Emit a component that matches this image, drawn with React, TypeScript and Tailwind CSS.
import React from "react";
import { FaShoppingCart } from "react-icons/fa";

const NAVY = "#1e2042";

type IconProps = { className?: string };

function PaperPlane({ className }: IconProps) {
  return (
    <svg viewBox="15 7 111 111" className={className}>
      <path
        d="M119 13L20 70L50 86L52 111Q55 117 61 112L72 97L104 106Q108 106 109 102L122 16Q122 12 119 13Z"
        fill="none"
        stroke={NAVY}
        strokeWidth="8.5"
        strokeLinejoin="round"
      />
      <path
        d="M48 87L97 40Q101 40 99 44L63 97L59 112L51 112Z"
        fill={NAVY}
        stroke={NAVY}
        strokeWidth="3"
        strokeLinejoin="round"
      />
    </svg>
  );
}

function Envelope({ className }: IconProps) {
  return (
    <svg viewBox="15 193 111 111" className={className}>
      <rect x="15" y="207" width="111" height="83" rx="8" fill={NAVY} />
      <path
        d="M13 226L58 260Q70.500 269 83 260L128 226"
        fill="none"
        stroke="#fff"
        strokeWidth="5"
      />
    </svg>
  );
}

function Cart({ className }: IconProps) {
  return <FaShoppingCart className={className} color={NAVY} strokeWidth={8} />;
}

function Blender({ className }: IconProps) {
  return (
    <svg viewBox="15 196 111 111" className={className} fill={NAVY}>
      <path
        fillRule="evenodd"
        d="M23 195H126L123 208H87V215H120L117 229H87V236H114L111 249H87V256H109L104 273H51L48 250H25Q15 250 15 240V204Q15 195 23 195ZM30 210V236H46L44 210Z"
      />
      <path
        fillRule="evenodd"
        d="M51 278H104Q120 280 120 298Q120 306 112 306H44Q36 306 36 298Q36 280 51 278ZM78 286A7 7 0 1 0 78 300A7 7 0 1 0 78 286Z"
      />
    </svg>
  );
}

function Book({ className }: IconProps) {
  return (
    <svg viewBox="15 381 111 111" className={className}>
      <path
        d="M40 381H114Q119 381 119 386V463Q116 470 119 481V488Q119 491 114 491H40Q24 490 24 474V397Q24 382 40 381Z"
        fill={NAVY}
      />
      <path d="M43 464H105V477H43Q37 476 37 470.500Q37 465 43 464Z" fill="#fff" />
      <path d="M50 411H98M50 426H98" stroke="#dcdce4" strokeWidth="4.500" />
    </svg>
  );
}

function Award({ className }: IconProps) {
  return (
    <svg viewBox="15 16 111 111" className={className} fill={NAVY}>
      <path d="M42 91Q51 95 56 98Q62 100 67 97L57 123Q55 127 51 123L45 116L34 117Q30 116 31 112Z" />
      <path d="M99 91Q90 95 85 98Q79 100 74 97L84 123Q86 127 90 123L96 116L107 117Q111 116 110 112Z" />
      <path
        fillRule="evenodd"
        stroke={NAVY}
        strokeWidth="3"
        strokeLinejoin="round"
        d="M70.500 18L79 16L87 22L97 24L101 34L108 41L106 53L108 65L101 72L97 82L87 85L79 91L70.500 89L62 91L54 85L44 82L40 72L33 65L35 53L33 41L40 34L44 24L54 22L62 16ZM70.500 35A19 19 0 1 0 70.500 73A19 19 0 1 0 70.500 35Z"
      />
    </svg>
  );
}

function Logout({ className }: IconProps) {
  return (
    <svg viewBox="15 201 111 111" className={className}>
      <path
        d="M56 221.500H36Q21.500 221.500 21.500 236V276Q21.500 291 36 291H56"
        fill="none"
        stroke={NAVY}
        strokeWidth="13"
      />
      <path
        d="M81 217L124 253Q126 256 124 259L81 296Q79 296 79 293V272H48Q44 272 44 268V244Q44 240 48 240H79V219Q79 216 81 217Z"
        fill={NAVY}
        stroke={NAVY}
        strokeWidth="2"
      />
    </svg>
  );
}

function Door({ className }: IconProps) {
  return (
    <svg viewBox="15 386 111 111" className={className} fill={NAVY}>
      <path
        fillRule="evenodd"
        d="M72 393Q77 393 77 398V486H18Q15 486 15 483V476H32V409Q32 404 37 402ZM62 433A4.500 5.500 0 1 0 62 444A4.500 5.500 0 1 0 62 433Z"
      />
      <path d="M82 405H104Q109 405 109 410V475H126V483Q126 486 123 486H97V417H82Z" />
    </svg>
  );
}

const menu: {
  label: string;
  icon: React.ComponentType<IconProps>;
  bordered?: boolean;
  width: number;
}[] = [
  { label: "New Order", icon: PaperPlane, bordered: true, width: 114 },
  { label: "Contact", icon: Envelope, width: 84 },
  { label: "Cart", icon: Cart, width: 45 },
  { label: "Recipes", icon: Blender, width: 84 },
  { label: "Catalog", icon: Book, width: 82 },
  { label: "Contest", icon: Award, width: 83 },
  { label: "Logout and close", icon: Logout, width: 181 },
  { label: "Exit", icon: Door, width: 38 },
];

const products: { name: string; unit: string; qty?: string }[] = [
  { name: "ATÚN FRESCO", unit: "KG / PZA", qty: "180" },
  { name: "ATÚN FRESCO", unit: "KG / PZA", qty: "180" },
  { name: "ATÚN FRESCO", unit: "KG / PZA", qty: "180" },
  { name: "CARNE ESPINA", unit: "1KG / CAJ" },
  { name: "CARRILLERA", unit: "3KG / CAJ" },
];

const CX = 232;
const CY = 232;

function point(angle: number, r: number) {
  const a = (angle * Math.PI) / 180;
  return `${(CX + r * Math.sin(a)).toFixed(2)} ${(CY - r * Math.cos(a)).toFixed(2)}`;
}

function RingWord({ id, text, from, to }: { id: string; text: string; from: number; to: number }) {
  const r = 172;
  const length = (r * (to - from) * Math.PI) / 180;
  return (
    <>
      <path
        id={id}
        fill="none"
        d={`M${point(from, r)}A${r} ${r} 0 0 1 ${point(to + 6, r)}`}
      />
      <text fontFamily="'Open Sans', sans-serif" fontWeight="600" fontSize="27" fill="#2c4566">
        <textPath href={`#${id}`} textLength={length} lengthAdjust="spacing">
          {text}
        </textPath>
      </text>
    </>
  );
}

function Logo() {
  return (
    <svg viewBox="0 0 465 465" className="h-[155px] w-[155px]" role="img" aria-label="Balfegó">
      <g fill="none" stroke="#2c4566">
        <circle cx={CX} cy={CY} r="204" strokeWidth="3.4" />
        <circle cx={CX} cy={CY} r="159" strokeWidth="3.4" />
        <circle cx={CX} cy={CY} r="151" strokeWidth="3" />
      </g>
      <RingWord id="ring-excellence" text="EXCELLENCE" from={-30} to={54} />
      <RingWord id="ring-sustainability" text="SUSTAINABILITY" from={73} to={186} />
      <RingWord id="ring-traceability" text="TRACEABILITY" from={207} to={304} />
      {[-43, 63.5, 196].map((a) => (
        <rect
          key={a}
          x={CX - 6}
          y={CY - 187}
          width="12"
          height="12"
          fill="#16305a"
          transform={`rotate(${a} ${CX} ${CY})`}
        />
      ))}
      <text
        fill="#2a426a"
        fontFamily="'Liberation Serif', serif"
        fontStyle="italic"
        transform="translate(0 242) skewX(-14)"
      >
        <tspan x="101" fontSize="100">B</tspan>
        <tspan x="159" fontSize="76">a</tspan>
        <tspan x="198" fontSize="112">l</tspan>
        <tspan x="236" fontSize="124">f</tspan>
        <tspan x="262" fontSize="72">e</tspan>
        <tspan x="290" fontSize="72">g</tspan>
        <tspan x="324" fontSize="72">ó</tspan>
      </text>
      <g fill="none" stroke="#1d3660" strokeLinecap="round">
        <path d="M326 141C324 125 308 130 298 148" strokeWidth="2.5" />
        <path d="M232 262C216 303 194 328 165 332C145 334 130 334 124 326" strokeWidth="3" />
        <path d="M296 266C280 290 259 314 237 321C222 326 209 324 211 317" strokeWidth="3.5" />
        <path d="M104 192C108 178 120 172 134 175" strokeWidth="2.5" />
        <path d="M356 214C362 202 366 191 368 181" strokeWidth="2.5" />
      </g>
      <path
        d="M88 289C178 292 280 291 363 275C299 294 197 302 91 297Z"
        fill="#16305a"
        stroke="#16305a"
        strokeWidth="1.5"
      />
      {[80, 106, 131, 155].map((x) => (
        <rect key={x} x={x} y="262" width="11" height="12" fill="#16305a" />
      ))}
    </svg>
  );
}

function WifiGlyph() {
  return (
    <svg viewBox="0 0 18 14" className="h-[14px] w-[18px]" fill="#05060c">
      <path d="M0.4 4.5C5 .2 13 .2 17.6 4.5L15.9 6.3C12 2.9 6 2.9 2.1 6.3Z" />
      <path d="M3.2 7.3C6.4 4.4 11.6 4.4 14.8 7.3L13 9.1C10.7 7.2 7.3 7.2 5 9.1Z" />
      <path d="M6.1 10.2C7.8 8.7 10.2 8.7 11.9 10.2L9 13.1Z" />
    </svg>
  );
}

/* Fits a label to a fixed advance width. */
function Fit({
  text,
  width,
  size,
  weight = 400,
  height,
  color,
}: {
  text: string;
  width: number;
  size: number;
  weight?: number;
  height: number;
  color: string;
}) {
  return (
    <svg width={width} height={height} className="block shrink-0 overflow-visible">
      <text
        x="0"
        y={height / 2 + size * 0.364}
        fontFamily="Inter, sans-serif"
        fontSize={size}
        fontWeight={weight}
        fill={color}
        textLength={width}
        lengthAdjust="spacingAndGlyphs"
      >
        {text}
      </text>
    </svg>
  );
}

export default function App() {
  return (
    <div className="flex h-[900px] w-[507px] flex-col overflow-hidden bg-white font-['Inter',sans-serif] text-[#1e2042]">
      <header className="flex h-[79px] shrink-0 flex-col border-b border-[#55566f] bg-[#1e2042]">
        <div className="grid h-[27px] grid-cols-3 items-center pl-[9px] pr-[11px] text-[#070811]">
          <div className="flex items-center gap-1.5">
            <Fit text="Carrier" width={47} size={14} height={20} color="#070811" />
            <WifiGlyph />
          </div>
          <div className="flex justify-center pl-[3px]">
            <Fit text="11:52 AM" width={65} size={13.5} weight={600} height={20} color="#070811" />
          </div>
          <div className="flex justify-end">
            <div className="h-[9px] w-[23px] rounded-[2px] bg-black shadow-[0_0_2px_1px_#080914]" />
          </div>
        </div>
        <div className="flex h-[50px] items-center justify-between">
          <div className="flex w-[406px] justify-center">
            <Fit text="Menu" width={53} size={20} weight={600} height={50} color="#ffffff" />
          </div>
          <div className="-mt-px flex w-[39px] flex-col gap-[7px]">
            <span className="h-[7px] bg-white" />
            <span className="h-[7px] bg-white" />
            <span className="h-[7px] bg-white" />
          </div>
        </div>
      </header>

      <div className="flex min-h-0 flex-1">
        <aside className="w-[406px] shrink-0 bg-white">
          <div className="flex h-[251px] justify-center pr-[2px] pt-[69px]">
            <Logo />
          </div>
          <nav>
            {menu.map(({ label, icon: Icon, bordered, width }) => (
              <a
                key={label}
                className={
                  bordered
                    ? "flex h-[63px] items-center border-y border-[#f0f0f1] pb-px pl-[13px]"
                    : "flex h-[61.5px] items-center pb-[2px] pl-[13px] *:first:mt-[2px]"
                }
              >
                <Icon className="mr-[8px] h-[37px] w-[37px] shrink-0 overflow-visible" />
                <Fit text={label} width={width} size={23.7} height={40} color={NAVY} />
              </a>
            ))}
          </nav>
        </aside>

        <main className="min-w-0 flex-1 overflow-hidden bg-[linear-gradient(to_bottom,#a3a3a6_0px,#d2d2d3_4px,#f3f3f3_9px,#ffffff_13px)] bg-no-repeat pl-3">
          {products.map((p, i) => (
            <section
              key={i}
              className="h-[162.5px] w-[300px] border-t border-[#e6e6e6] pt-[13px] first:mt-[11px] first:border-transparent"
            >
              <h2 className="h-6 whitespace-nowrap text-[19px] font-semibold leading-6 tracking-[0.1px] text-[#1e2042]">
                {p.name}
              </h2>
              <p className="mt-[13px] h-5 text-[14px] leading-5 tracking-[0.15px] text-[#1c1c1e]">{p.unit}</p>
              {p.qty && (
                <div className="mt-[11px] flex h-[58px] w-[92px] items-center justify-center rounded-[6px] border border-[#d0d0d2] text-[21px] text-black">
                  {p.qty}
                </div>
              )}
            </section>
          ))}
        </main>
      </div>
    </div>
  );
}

________________________

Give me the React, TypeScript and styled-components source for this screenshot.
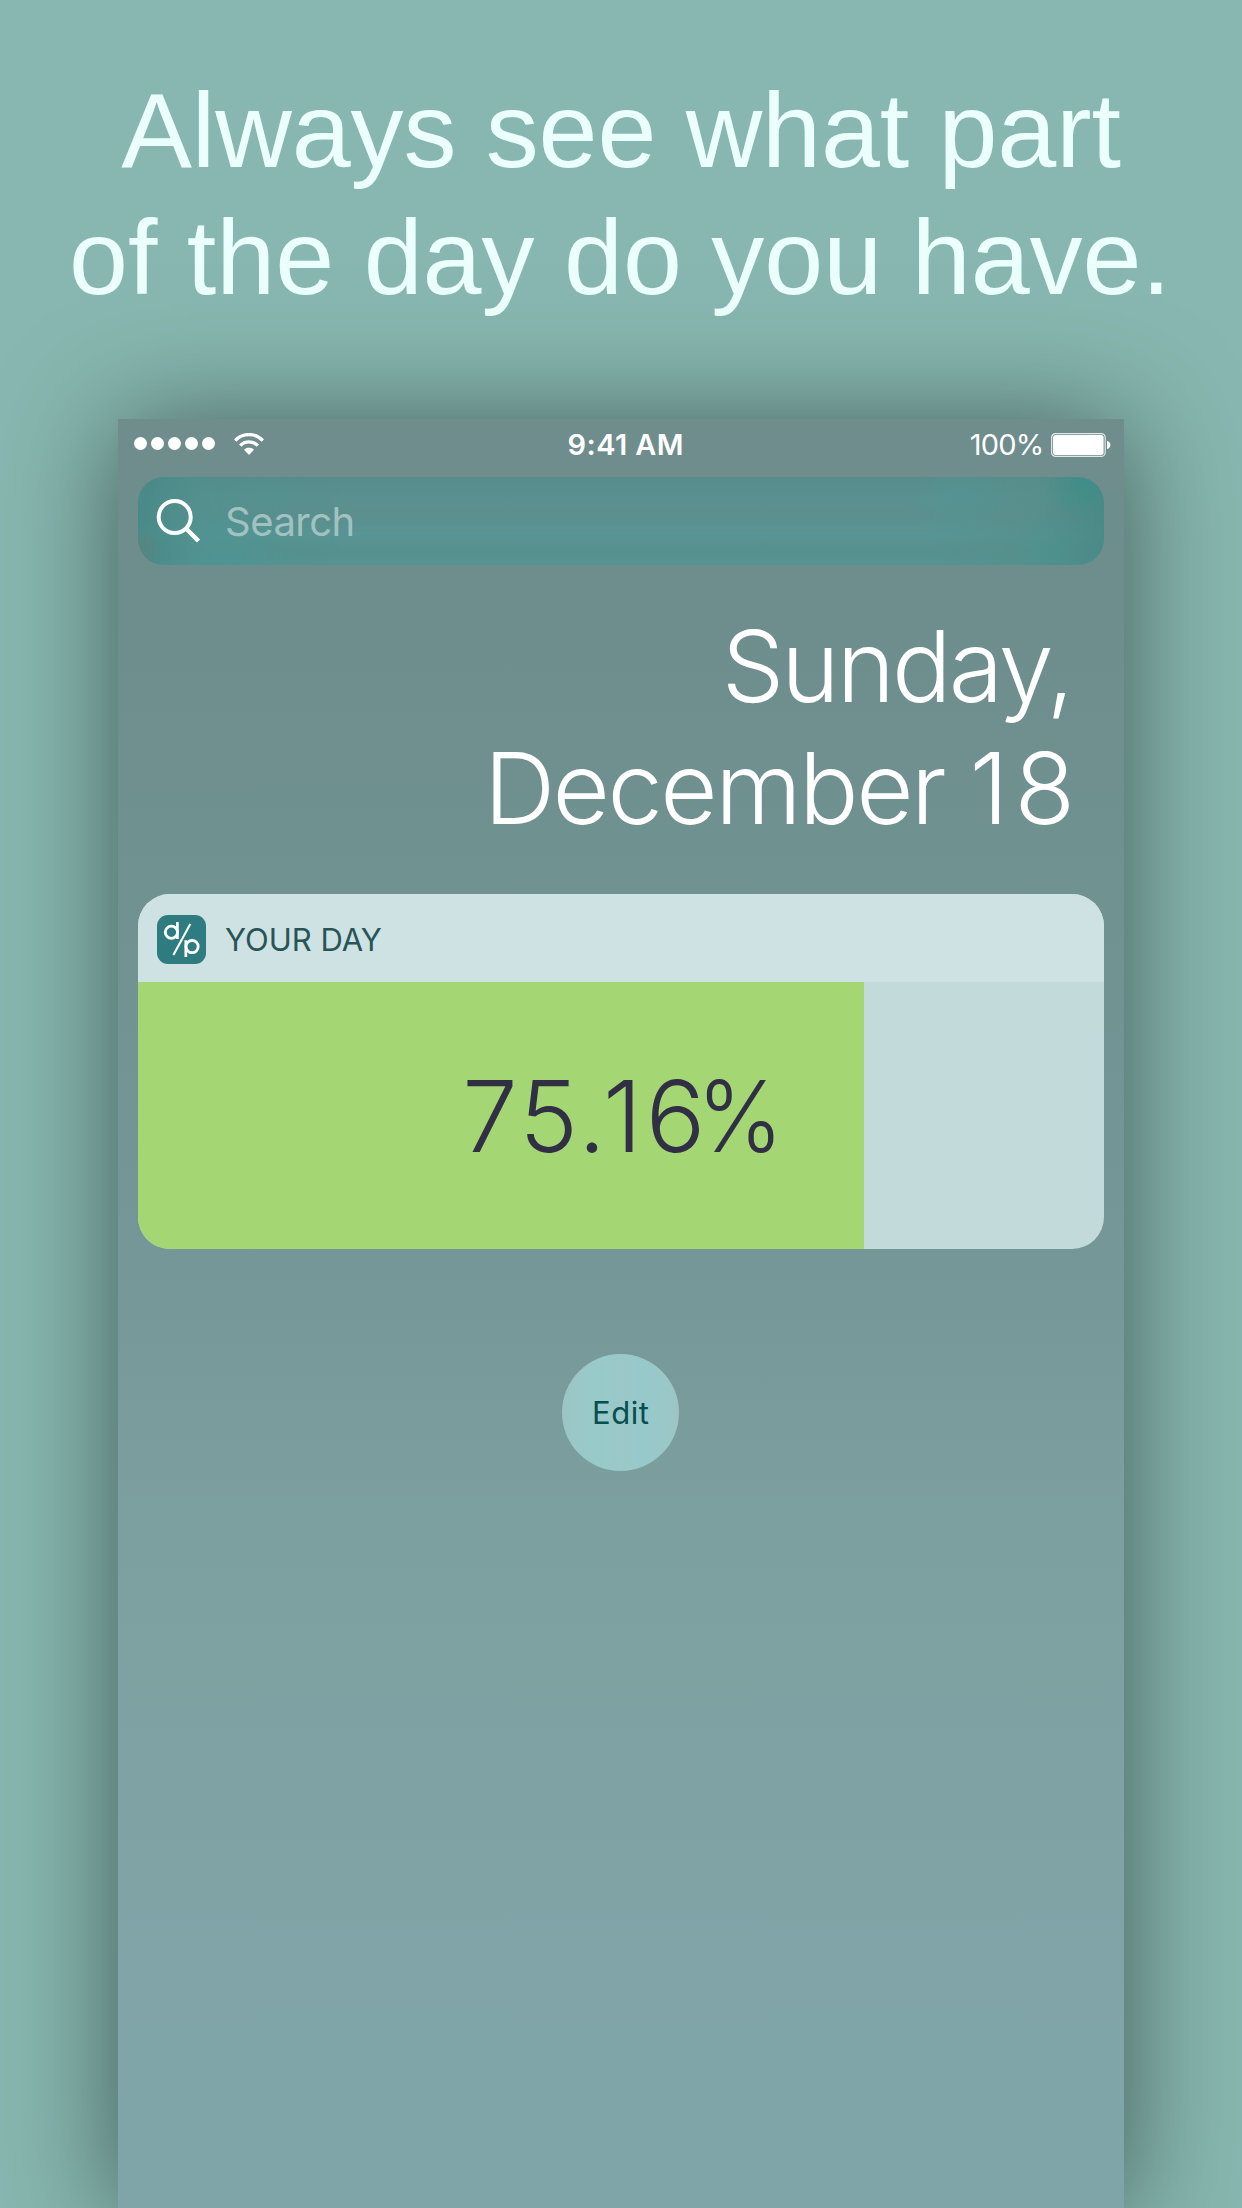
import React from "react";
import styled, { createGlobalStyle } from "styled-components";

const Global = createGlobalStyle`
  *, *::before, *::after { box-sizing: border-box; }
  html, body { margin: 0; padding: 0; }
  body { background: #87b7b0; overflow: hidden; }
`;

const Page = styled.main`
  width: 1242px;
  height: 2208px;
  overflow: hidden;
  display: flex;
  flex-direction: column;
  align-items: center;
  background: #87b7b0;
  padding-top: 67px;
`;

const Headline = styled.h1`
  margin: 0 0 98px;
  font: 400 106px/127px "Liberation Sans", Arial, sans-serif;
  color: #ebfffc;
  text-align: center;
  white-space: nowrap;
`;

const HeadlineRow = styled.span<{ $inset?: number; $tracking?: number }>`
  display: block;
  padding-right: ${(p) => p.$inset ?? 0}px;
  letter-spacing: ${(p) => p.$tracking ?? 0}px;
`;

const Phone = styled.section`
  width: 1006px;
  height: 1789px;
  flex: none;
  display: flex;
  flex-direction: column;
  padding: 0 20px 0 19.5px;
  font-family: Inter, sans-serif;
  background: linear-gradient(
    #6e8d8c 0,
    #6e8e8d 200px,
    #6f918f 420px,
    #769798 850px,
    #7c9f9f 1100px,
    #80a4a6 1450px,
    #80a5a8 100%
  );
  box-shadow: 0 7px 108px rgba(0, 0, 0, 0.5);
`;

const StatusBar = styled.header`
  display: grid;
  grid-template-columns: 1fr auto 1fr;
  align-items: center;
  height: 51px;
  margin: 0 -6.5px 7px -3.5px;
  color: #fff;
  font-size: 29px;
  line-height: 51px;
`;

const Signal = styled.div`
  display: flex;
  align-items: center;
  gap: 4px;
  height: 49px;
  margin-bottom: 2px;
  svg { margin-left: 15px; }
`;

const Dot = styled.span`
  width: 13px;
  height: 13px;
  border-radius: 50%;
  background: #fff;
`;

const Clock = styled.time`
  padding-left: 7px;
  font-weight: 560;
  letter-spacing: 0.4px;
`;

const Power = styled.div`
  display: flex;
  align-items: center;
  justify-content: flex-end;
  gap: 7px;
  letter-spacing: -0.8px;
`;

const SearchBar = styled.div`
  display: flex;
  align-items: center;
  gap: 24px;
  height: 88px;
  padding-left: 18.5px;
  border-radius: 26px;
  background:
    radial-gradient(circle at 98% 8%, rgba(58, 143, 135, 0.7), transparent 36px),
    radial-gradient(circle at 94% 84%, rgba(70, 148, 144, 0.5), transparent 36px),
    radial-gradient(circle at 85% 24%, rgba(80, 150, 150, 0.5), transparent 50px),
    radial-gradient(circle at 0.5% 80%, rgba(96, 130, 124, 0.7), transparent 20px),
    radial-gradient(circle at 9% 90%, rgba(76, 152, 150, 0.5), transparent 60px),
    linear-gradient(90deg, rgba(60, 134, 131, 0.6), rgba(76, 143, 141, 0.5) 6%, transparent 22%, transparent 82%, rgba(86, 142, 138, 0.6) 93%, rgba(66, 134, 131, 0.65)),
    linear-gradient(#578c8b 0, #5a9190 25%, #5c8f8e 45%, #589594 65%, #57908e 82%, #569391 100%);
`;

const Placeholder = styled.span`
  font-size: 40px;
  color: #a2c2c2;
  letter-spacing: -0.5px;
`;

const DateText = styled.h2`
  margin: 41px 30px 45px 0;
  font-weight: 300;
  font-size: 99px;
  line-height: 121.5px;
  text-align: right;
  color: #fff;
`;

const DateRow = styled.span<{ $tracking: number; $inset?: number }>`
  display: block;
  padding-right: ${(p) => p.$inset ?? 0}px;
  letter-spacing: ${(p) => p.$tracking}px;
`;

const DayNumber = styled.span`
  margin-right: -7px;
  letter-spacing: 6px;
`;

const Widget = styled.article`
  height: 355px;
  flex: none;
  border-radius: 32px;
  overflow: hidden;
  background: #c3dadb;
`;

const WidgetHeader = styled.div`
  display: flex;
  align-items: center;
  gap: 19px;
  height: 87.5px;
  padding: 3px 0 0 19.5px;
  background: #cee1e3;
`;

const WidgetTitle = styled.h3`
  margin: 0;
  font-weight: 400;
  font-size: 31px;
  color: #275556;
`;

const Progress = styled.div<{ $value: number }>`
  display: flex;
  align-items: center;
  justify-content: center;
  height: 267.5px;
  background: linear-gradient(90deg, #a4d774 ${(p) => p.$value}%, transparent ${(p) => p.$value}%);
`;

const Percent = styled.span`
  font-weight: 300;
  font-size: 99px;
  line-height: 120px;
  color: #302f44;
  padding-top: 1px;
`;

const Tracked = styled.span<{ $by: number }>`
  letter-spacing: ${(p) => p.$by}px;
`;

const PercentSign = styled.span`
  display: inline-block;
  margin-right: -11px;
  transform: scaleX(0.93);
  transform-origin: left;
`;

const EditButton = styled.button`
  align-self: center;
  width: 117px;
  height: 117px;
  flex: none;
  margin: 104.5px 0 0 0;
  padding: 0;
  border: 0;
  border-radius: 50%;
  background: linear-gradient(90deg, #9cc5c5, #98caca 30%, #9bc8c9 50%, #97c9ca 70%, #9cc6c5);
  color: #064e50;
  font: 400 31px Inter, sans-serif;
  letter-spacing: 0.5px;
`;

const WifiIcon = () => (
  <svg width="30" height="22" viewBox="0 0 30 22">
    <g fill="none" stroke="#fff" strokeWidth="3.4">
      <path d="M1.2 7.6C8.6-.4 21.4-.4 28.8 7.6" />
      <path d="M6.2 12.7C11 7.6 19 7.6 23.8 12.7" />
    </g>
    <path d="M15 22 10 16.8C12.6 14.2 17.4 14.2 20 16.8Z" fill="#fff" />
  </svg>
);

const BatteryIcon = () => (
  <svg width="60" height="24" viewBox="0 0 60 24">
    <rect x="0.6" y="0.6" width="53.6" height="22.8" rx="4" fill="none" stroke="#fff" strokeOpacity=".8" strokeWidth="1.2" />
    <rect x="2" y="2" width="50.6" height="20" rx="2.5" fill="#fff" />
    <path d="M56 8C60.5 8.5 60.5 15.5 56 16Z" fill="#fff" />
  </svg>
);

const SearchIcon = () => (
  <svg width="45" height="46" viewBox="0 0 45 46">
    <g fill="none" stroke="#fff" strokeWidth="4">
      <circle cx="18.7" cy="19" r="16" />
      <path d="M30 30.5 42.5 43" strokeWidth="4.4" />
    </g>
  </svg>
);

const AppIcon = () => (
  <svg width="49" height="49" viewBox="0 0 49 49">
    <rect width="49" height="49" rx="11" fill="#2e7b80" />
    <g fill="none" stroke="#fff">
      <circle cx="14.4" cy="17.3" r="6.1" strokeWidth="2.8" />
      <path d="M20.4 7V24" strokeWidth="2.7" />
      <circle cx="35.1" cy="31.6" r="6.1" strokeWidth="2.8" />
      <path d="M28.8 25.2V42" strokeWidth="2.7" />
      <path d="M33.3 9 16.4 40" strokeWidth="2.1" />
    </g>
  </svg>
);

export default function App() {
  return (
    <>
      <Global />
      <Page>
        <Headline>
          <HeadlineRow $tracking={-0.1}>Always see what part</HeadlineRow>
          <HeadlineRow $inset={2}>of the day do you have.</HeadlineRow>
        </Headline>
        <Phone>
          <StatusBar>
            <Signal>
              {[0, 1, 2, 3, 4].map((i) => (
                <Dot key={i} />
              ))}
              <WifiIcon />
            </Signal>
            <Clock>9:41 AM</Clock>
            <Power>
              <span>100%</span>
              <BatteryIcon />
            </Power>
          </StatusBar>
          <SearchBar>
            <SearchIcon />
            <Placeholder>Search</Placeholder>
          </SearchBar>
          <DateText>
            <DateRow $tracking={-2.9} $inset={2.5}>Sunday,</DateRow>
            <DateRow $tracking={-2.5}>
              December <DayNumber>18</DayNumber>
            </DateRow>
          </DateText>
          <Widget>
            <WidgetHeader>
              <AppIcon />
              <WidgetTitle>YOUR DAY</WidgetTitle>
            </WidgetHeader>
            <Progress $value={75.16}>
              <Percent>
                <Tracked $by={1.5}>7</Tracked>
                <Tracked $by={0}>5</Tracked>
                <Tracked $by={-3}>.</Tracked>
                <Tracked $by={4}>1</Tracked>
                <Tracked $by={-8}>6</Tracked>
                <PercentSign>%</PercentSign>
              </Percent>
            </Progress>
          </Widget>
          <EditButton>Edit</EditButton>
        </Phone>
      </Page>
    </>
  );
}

________________________

## WHAT YOU ARE ASKED TO DO
All lines in the data that contain the word "this" should be copied.

## FINAL RESULT
Emit a component that matches this image, drawn with React, TypeScript and Tailwind CSS.
Give me the React, TypeScript and styled-components source for this screenshot.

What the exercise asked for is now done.